WHAT IS REQUIRED:
Give an exact transcription of every line, dropping the images.

--- START INFORMATION SUPPLIED ---

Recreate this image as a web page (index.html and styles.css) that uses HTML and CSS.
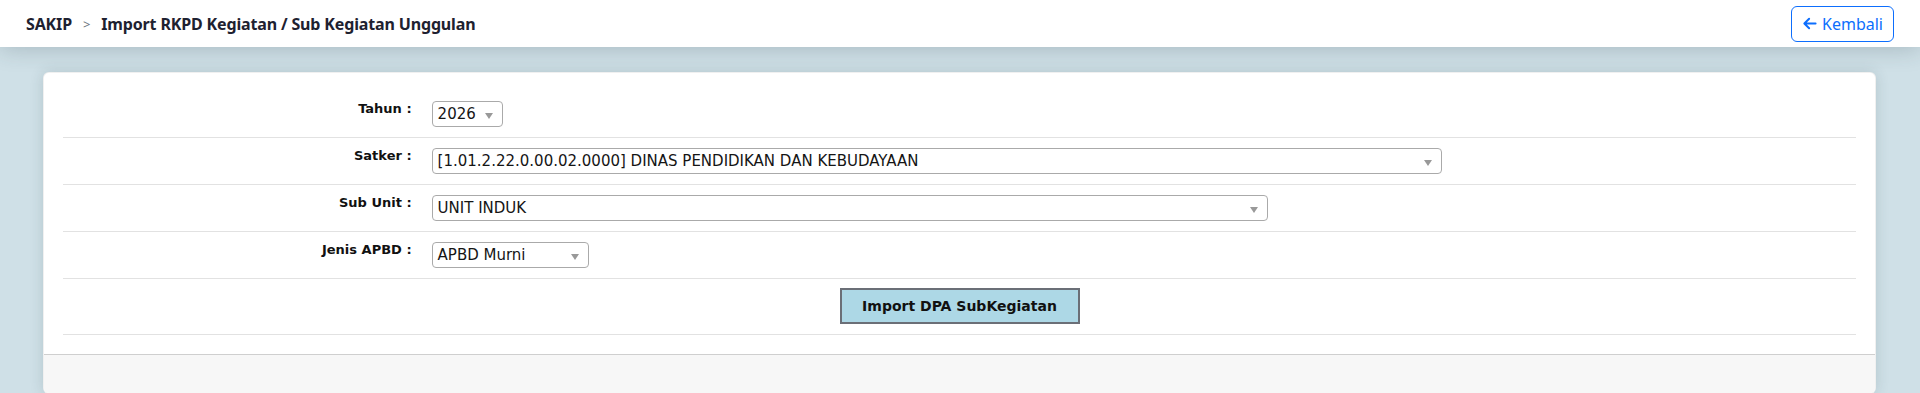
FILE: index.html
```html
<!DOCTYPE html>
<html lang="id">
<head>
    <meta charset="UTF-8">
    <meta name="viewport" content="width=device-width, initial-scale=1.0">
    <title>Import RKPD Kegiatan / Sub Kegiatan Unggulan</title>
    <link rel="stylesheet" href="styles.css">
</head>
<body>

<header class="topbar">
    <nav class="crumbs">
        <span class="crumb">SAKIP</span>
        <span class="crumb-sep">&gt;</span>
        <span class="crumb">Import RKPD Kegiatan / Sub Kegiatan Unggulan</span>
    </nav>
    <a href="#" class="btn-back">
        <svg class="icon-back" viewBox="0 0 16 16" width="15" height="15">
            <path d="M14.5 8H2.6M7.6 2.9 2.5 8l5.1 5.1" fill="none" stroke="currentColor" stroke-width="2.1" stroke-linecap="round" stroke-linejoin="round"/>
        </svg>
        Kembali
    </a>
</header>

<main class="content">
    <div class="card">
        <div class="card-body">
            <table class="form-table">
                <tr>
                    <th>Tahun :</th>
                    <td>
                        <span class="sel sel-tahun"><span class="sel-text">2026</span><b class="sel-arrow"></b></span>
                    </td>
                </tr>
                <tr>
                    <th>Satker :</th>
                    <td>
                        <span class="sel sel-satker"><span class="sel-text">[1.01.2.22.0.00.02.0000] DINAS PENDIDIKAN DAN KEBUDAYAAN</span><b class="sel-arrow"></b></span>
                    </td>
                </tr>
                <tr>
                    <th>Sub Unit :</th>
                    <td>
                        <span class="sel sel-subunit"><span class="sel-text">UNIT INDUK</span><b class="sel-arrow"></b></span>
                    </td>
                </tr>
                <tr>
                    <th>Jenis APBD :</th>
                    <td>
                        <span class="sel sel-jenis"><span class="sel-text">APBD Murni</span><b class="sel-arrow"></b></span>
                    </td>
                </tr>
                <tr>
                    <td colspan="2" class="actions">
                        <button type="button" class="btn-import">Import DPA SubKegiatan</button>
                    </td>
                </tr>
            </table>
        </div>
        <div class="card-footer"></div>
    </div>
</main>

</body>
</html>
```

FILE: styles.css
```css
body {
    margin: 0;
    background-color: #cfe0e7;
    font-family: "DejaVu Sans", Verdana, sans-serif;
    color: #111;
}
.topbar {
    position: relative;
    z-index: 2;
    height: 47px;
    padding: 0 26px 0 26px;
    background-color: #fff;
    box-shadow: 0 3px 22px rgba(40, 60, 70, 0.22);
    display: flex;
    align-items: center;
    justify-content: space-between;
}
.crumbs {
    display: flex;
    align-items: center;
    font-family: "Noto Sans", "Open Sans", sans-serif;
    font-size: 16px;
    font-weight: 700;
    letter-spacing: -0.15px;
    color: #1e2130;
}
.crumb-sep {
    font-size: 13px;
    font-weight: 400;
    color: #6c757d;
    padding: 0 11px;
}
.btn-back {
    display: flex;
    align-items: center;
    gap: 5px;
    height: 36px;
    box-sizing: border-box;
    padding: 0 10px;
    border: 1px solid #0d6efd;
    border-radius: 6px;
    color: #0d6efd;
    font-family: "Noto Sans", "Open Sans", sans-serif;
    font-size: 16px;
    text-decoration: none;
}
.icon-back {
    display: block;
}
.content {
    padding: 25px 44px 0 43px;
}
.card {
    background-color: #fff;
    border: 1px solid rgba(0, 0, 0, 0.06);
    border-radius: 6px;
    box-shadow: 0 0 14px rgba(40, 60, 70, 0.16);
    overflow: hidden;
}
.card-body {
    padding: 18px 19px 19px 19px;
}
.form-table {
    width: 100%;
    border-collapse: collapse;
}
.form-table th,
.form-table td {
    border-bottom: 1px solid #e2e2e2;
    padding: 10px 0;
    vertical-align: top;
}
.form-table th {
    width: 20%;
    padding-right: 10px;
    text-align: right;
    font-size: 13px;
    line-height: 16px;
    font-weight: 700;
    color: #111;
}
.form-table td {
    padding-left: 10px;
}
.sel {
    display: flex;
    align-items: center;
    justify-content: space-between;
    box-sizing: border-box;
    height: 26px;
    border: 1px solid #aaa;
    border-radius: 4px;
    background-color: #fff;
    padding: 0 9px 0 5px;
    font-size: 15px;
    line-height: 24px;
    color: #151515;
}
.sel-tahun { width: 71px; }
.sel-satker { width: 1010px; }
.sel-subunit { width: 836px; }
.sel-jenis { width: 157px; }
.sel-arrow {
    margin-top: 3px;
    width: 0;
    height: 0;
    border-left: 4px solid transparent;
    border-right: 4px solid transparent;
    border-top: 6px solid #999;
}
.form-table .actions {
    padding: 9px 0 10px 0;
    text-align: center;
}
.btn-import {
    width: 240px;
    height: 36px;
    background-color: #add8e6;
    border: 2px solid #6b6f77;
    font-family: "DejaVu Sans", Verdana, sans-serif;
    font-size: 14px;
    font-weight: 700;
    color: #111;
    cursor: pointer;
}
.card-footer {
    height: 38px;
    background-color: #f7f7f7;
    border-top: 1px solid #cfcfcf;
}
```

--- END INFORMATION SUPPLIED ---

ANSWER TO THE PROBLEM:
Recreate this image as a web page (index.html and styles.css) that uses HTML and CSS.
FILE: index.html
```html
<!DOCTYPE html>
<html lang="id">
<head>
    <meta charset="UTF-8">
    <meta name="viewport" content="width=device-width, initial-scale=1.0">
    <title>Import RKPD Kegiatan / Sub Kegiatan Unggulan</title>
    <link rel="stylesheet" href="styles.css">
</head>
<body>

<header class="topbar">
    <nav class="crumbs">
        <span class="crumb">SAKIP</span>
        <span class="crumb-sep">&gt;</span>
        <span class="crumb">Import RKPD Kegiatan / Sub Kegiatan Unggulan</span>
    </nav>
    <a href="#" class="btn-back">
        <svg class="icon-back" viewBox="0 0 16 16" width="15" height="15">
            <path d="M14.5 8H2.6M7.6 2.9 2.5 8l5.1 5.1" fill="none" stroke="currentColor" stroke-width="2.1" stroke-linecap="round" stroke-linejoin="round"/>
        </svg>
        Kembali
    </a>
</header>

<main class="content">
    <div class="card">
        <div class="card-body">
            <table class="form-table">
                <tr>
                    <th>Tahun :</th>
                    <td>
                        <span class="sel sel-tahun"><span class="sel-text">2026</span><b class="sel-arrow"></b></span>
                    </td>
                </tr>
                <tr>
                    <th>Satker :</th>
                    <td>
                        <span class="sel sel-satker"><span class="sel-text">[1.01.2.22.0.00.02.0000] DINAS PENDIDIKAN DAN KEBUDAYAAN</span><b class="sel-arrow"></b></span>
                    </td>
                </tr>
                <tr>
                    <th>Sub Unit :</th>
                    <td>
                        <span class="sel sel-subunit"><span class="sel-text">UNIT INDUK</span><b class="sel-arrow"></b></span>
                    </td>
                </tr>
                <tr>
                    <th>Jenis APBD :</th>
                    <td>
                        <span class="sel sel-jenis"><span class="sel-text">APBD Murni</span><b class="sel-arrow"></b></span>
                    </td>
                </tr>
                <tr>
                    <td colspan="2" class="actions">
                        <button type="button" class="btn-import">Import DPA SubKegiatan</button>
                    </td>
                </tr>
            </table>
        </div>
        <div class="card-footer"></div>
    </div>
</main>

</body>
</html>
```

FILE: styles.css
```css
body {
    margin: 0;
    background-color: #cfe0e7;
    font-family: "DejaVu Sans", Verdana, sans-serif;
    color: #111;
}
.topbar {
    position: relative;
    z-index: 2;
    height: 47px;
    padding: 0 26px 0 26px;
    background-color: #fff;
    box-shadow: 0 3px 22px rgba(40, 60, 70, 0.22);
    display: flex;
    align-items: center;
    justify-content: space-between;
}
.crumbs {
    display: flex;
    align-items: center;
    font-family: "Noto Sans", "Open Sans", sans-serif;
    font-size: 16px;
    font-weight: 700;
    letter-spacing: -0.15px;
    color: #1e2130;
}
.crumb-sep {
    font-size: 13px;
    font-weight: 400;
    color: #6c757d;
    padding: 0 11px;
}
.btn-back {
    display: flex;
    align-items: center;
    gap: 5px;
    height: 36px;
    box-sizing: border-box;
    padding: 0 10px;
    border: 1px solid #0d6efd;
    border-radius: 6px;
    color: #0d6efd;
    font-family: "Noto Sans", "Open Sans", sans-serif;
    font-size: 16px;
    text-decoration: none;
}
.icon-back {
    display: block;
}
.content {
    padding: 25px 44px 0 43px;
}
.card {
    background-color: #fff;
    border: 1px solid rgba(0, 0, 0, 0.06);
    border-radius: 6px;
    box-shadow: 0 0 14px rgba(40, 60, 70, 0.16);
    overflow: hidden;
}
.card-body {
    padding: 18px 19px 19px 19px;
}
.form-table {
    width: 100%;
    border-collapse: collapse;
}
.form-table th,
.form-table td {
    border-bottom: 1px solid #e2e2e2;
    padding: 10px 0;
    vertical-align: top;
}
.form-table th {
    width: 20%;
    padding-right: 10px;
    text-align: right;
    font-size: 13px;
    line-height: 16px;
    font-weight: 700;
    color: #111;
}
.form-table td {
    padding-left: 10px;
}
.sel {
    display: flex;
    align-items: center;
    justify-content: space-between;
    box-sizing: border-box;
    height: 26px;
    border: 1px solid #aaa;
    border-radius: 4px;
    background-color: #fff;
    padding: 0 9px 0 5px;
    font-size: 15px;
    line-height: 24px;
    color: #151515;
}
.sel-tahun { width: 71px; }
.sel-satker { width: 1010px; }
.sel-subunit { width: 836px; }
.sel-jenis { width: 157px; }
.sel-arrow {
    margin-top: 3px;
    width: 0;
    height: 0;
    border-left: 4px solid transparent;
    border-right: 4px solid transparent;
    border-top: 6px solid #999;
}
.form-table .actions {
    padding: 9px 0 10px 0;
    text-align: center;
}
.btn-import {
    width: 240px;
    height: 36px;
    background-color: #add8e6;
    border: 2px solid #6b6f77;
    font-family: "DejaVu Sans", Verdana, sans-serif;
    font-size: 14px;
    font-weight: 700;
    color: #111;
    cursor: pointer;
}
.card-footer {
    height: 38px;
    background-color: #f7f7f7;
    border-top: 1px solid #cfcfcf;
}
```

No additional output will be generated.